Bapak tetanggaku ini baik banget dan sigap langsung mengambil beberapa alat yang ia butuhkan, terutama gula merah. Begitu mendapati Kiku yang masih kesakitan, beliau langsung meracik gula merah tersebut dan mencoba memasukannya ke mulut Kiku menggunakan suntikan khusus. Karena gak kunjung membaik dan mengantisipasi hal terburuk terjadi, kami membawanya ke dokter.

Gak sampai 15 menit kami sudah sampai ke dokter, diantar ayahku. Pintu pagar rumah dokter yang sekaligus tempat praktiknya ini masih tertutup dan cuma ada anaknya yang bermain sepeda di garasi rumah. Tak lama, anaknya yang lain membuka pintu rumah dan bertanya, "Ada apa?" yang dibalas bapak tetanggaku, "Mama ada?" Karena mungkin bingung, anaknya cuma bilang, "Sebentar," kemudian menutup pintu. 

Sekali lagi, aku mengerti hari itu pagi yang hectic karena pasti ada persiapan yang mesti dilakukan demi menyambut Idul Adha. Tapi, aku saat itu berharap banget bisa cepat masuk biar Kiku bisa ditangani. Aku sempat mendengar juga Kiku di kandangnya melenguh saat menunggu dokternya muncul dari pintu. Gak lama, masih anaknya yang keluar dan bertanya lagi, "Kata mama ada apa?" Bapak tetanggaku jawab lagi, "Ini ada kucing keracunan." Anaknya menutup pintu lagi. Di situ aku kesal banget karena tiap detik saat itu sangat berarti. 

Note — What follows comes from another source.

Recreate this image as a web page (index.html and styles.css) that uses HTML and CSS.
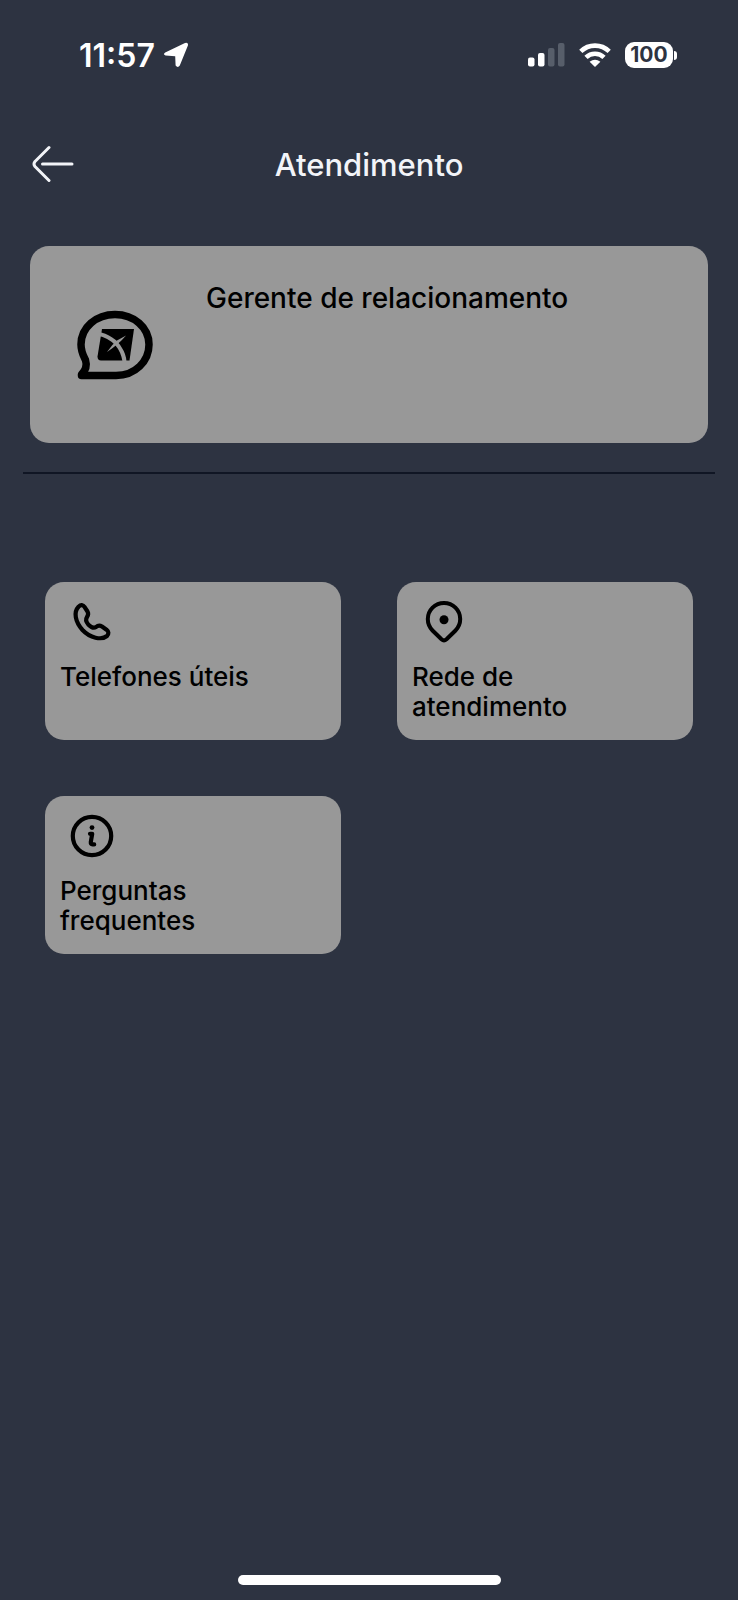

Setelah menunggu untuk kedua kalinya, anaknya mengabarkan lagi, "Kata mama tutup." Seketika perasaanku makin gak karuan. Akhirnya, kami memutuskan langsung pergi ke dokter terdekat lainnya.

Sesampainya di sana, bapak tetanggaku lagi mencari bel. Di situ aku mencoba membuka kandang Kiku karena aku dengar-dengar kok sudah gak bersuara. Benar saja, ketika aku buka kandangnya Kiku sudah gak bergerak. Kami pun langsung pulang.

Perpisahan paling menyakitkan adalah satu yang tak dipersiapkan, dan akan selamanya begitu. Pun ketika aku kehilangan Kiku. Sebelum dia dikuburkan, aku cuma menangis di sampingnya dan entah bagaimana, telinga dan mulutnya bergerak, seolah merespon kalimat yang aku ucapkan padanya.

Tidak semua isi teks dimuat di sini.